Per la colite ischemica, invece, generalmente si propende per un approccio conservativo, che consiste nella somministrazione di antibiotici e liquidi per via endovenosa, tenendo il paziente a digiuno. Solo di rado si rende necessario l’intervento chirurgico.
Succede di sovente che, anche dopo la completa guarigione, il paziente debba assumere farmaci anticoagulanti per un lungo periodo di tempo o, in alcuni casi, anche a vita.
Prognosi e complicazioni
Un infarto intestinale del tenue, generalmente, presenta un tasso di sopravvivenza del 10%, mentre alcune forme di scarsa irrorazione sanguigna, come la colite ischemica, hanno una prognosi più favorevole, per quanto siano patologie che richiedono l’immediata ospedalizzazione del soggetto che ne soffre.

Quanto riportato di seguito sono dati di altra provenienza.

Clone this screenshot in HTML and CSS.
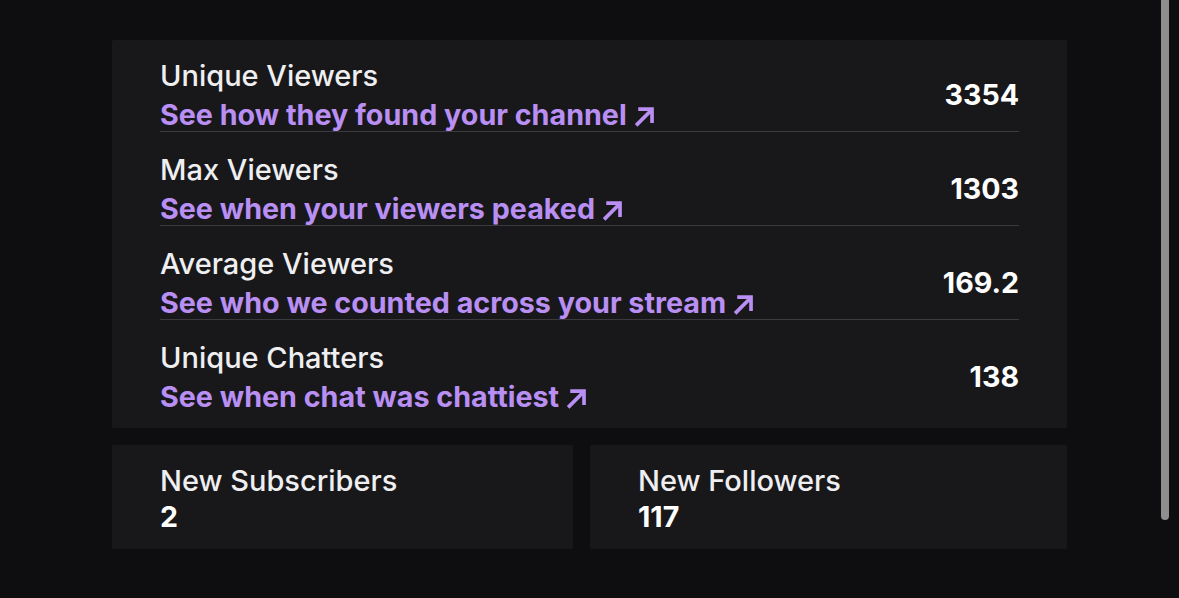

Un intervento rapido e mirato è la discriminante tra la sopravvivenza del paziente e un esito fatale della patologia: se si interviene, infatti, quando ampie porzioni intestinali sono già in necrosi, la mortalità si aggira tra il 70 e il 90%.
Inoltre, la necrosi intestinale può causare ulteriori complicanze, quali un’invasione batterica nell’area priva di ossigenazione, shock, perforazione delle pareti intestinali o peritoniti. Tra le possibili complicanze delle diverse forme di infarto intestinale ritroviamo anche la stenosi cicatriziale del colon e alcune forme croniche di colite, particolarmente fastidiose e in grado di inficiare la qualità della vita del paziente.
Come prevenire l’infarto intestinale
Una dieta sana e ricca di fibre e uno stile di vita equilibrato sono importanti per prevenire l’insorgenza dell’infarto intestinale. È importante, quindi:
- mangiare tanta frutta e verdura, evitando cibi grassi e ricchi di zuccheri e basando l’alimentazione anche su cibi facilmente digeribili;
- tenere sotto controllo il peso, per raggiungere e mantenere il proprio peso forma;
- fare esercizio fisico con regolarità, muovendosi almeno 30 minuti al giorno in modo da favorire la circolazione, la motilità intestinale e il benessere generale dell’organismo;
- non fumare o cercare di smettere quanto prima chiedendo aiuto al medico curante per intraprendere adeguati percorsi di allontanamento, perché il fumo di sigaretta è il nemico numero uno della salute cardiocircolatoria;
- curare adeguatamente le patologie di base quali ipertensione, aritmie, ipercolesterolemia e prevenire con impegno l’aterosclerosi, mettendo in campo tutte le misure preventive che possono aiutare a gestire, prevenire o trattare le principali patologie legate alla circolazione.
Per riassumere, grazie a piccole modifiche nello stile di vita possiamo ridurre di molto il rischio di sviluppare un infarto intestinale.